#### [What is being asked]
Scan the entries below. List each line with "components".

#### [Record excerpts]
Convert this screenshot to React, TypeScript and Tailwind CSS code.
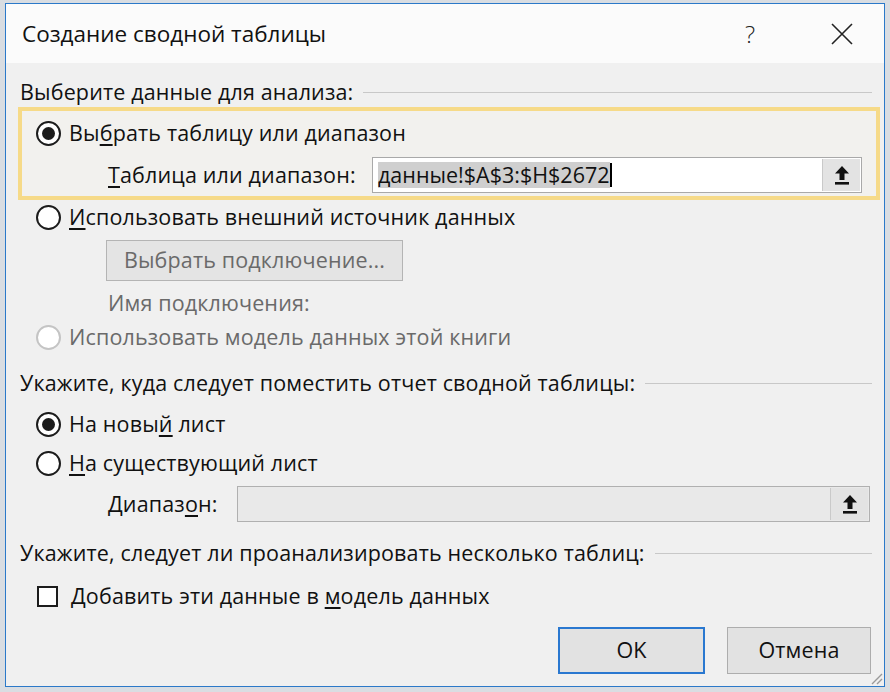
import type { ReactNode } from 'react';

const FONT = { fontFamily: '"Open Sans", "Noto Sans", sans-serif' };

function Radio({ checked, disabled }: { checked?: boolean; disabled?: boolean }) {
  return (
    <span
      className={
        'flex h-[25px] w-[25px] shrink-0 items-center justify-center rounded-full border-[2.5px] bg-white ' +
        (disabled ? 'border-[#c4c4c4]' : 'border-[#1c1c1c]')
      }
    >
      {checked && <span className="h-[13px] w-[13px] rounded-full bg-[#1c1c1c]" />}
    </span>
  );
}

function U({ children }: { children: ReactNode }) {
  return <span className="underline decoration-[1.5px] underline-offset-[3px]">{children}</span>;
}

function UpButton() {
  return (
    <span className="flex h-[32px] w-[38px] items-center justify-center border-l border-[#c9c9c9] bg-[#e3e3e3]">
      <svg width="18" height="22" viewBox="0 0 18 22">
        <path d="M9 2 L2 9.5 L6.5 9.5 L6.5 16 L11.5 16 L11.5 9.5 L16 9.5 Z" fill="#111" />
        <rect x="2" y="18" width="14" height="2.6" fill="#111" />
      </svg>
    </span>
  );
}

function SectionHeader({ text, className }: { text: string; className: string }) {
  return (
    <div className={'flex h-[30px] items-center pl-[14px] pr-[12px] ' + className}>
      <span className="whitespace-nowrap text-[21.5px] text-[#111]">{text}</span>
      <span className="ml-[10px] h-px flex-1 bg-[#c8c8c8]" />
    </div>
  );
}

export default function App() {
  return (
    <div className="h-[692px] w-[890px] overflow-hidden bg-[#d9dde2] pl-[5px] pt-[3px]" style={FONT}>
      <div className="relative flex h-[684px] w-[880px] flex-col border border-[#2b79c9] bg-[#f0f0f0]">
        {/* title bar */}
        <div className="flex h-[59px] shrink-0 items-center bg-[#fbfbfb] pl-[16px]">
          <span className="text-[22.5px] text-[#111]">Создание сводной таблицы</span>
          <span className="ml-auto mr-[76px] text-[24px] font-light text-[#222]">?</span>
          <svg width="22" height="22" viewBox="0 0 22 22" className="mr-[31px]">
            <path d="M1 1 L21 21 M21 1 L1 21" stroke="#222" strokeWidth="1.6" />
          </svg>
        </div>

        <div className="flex flex-col text-[21.5px] tracking-[0.15px] text-[#111]">
          <SectionHeader text="Выберите данные для анализа:" className="mt-[14px]" />

          {/* highlighted group */}
          <div className="ml-[12px] mr-[4px] flex h-[93px] flex-col border-4 border-[#f6da88] bg-[#f2f1ee] px-[14px]">
            <div className="flex h-[44px] items-center gap-[8px]">
              <Radio checked />
              <span>
                Вы<U>б</U>рать таблицу или диапазон
              </span>
            </div>
            <div className="flex h-[40px] items-center">
              <span className="ml-[72px] w-[264px] whitespace-nowrap">
                <U>Т</U>аблица или диапазон:
              </span>
              <div className="flex h-[36px] flex-1 items-center border border-[#a9a9a9] bg-white pl-[5px] pr-[1px]">
                <span className="bg-[#cfcfcf] leading-[26px] tracking-normal">данные!$A$3:$H$2672</span>
                <span className="h-[24px] w-[2px] bg-black" />
                <span className="ml-auto">
                  <UpButton />
                </span>
              </div>
            </div>
          </div>

          <div className="flex h-[34px] items-center gap-[8px] pl-[30px]">
            <Radio />
            <span>
              <U>И</U>спользовать внешний источник данных
            </span>
          </div>

          <div className="mt-[6px] pl-[100px]">
            <div className="flex h-[41px] w-[297px] items-center justify-center border border-[#b4b4b4] bg-[#e4e4e4] text-[#6a6a6a]">
              Выбрать подключение...
            </div>
          </div>

          <div className="mt-[5px] flex h-[34px] items-center pl-[102px] text-[#6a6a6a]">Имя подключения:</div>

          <div className="flex h-[34px] items-center gap-[8px] pl-[30px] text-[#6a6a6a]">
            <Radio disabled />
            <span>Использовать модель данных этой книги</span>
          </div>

          <SectionHeader text="Укажите, куда следует поместить отчет сводной таблицы:" className="mt-[14px]" />

          <div className="mt-[9px] flex h-[34px] items-center gap-[8px] pl-[30px]">
            <Radio checked />
            <span>
              На новы<U>й</U> лист
            </span>
          </div>

          <div className="mt-[5px] flex h-[34px] items-center gap-[8px] pl-[30px]">
            <Radio />
            <span>
              <U>Н</U>а существующий лист
            </span>
          </div>

          <div className="mt-[6px] flex h-[36px] items-center pl-[102px]">
            <span className="w-[129px]">
              Диапаз<U>о</U>н:
            </span>
            <div className="mr-[14px] flex h-[36px] flex-1 items-center justify-end border border-[#b0b0b0] bg-[#e9e9e9] pr-[1px]">
              <UpButton />
            </div>
          </div>

          <SectionHeader text="Укажите, следует ли проанализировать несколько таблиц:" className="mt-[16px]" />

          <div className="mt-[11px] flex h-[34px] items-center gap-[13px] pl-[31px]">
            <span className="h-[21px] w-[21px] border-2 border-[#1c1c1c] bg-white" />
            <span>
              Добавить эти данные в <U>м</U>одель данных
            </span>
          </div>

          <div className="mt-[14px] flex justify-end gap-[22px] pr-[13px]">
            <div className="flex h-[47px] w-[147px] items-center justify-center border-2 border-[#2a78d0] bg-[#e2e2e2]">
              OK
            </div>
            <div className="flex h-[47px] w-[144px] items-center justify-center border border-[#adadad] bg-[#e2e2e2]">
              Отмена
            </div>
          </div>
        </div>

        {/* resize grip */}
        <svg width="14" height="14" viewBox="0 0 14 14" className="absolute bottom-[1px] right-[1px]">
          <path d="M13 3 L3 13 M13 8 L8 13" stroke="#9a9a9a" strokeWidth="1.4" />
        </svg>
      </div>
    </div>
  );
}
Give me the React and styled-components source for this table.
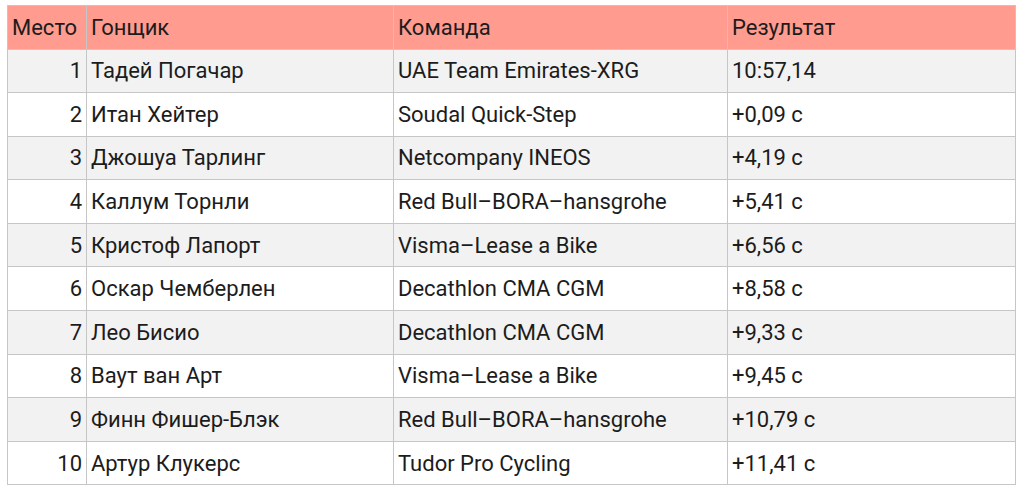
import React from 'react';
import styled, { createGlobalStyle } from 'styled-components';

const GlobalStyle = createGlobalStyle`
    body {
        margin: 0;
        background: #ffffff;
        font-family: Roboto, "Liberation Sans", sans-serif;
    }
`;

const rows = [
    { place: 1, rider: 'Тадей Погачар', team: 'UAE Team Emirates-XRG', result: '10:57,14' },
    { place: 2, rider: 'Итан Хейтер', team: 'Soudal Quick-Step', result: '+0,09 с' },
    { place: 3, rider: 'Джошуа Тарлинг', team: 'Netcompany INEOS', result: '+4,19 с' },
    { place: 4, rider: 'Каллум Торнли', team: 'Red Bull–BORA–hansgrohe', result: '+5,41 с' },
    { place: 5, rider: 'Кристоф Лапорт', team: 'Visma–Lease a Bike', result: '+6,56 с' },
    { place: 6, rider: 'Оскар Чемберлен', team: 'Decathlon CMA CGM', result: '+8,58 с' },
    { place: 7, rider: 'Лео Бисио', team: 'Decathlon CMA CGM', result: '+9,33 с' },
    { place: 8, rider: 'Ваут ван Арт', team: 'Visma–Lease a Bike', result: '+9,45 с' },
    { place: 9, rider: 'Финн Фишер-Блэк', team: 'Red Bull–BORA–hansgrohe', result: '+10,79 с' },
    { place: 10, rider: 'Артур Клукерс', team: 'Tudor Pro Cycling', result: '+11,41 с' },
];

export default function App() {
    return (
        <>
            <GlobalStyle />
            <Wrap>
                <Table>
                    <colgroup>
                        <col style={{ width: '79px' }} />
                        <col style={{ width: '307px' }} />
                        <col style={{ width: '334px' }} />
                        <col style={{ width: '288px' }} />
                    </colgroup>
                    <thead>
                        <tr>
                            <Th>Место</Th>
                            <Th>Гонщик</Th>
                            <Th>Команда</Th>
                            <Th>Результат</Th>
                        </tr>
                    </thead>
                    <tbody>
                        {rows.map((row) => (
                            <Row key={row.place} $odd={row.place % 2 === 1}>
                                <Td $right>{row.place}</Td>
                                <Td>{row.rider}</Td>
                                <Td>{row.team}</Td>
                                <Td>{row.result}</Td>
                            </Row>
                        ))}
                    </tbody>
                </Table>
            </Wrap>
        </>
    );
}

const Wrap = styled.div`
    padding: 5px 9px 0 7px;
`;

const Table = styled.table`
    width: 1008px;
    table-layout: fixed;
    border-collapse: collapse;
    border: 1.5px solid #c6c6c6;
    color: #1c1c1c;
    font-size: 22px;
`;

const Th = styled.th`
    height: 42.5px;
    padding: 0 4px;
    text-align: left;
    font-weight: 400;
    background: #ff9b8f;
    border: 1.5px solid #c6c6c6;
    white-space: nowrap;
`;

const Row = styled.tr`
    background: ${(p) => (p.$odd ? '#f2f2f2' : '#ffffff')};
`;

const Td = styled.td`
    height: 42.6px;
    padding: 0 4px;
    text-align: ${(p) => (p.$right ? 'right' : 'left')};
    border: 1.5px solid #c6c6c6;
    white-space: nowrap;
`;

#### [Final result]
Give me the React and styled-components source for this table.
import styled, { createGlobalStyle } from 'styled-components';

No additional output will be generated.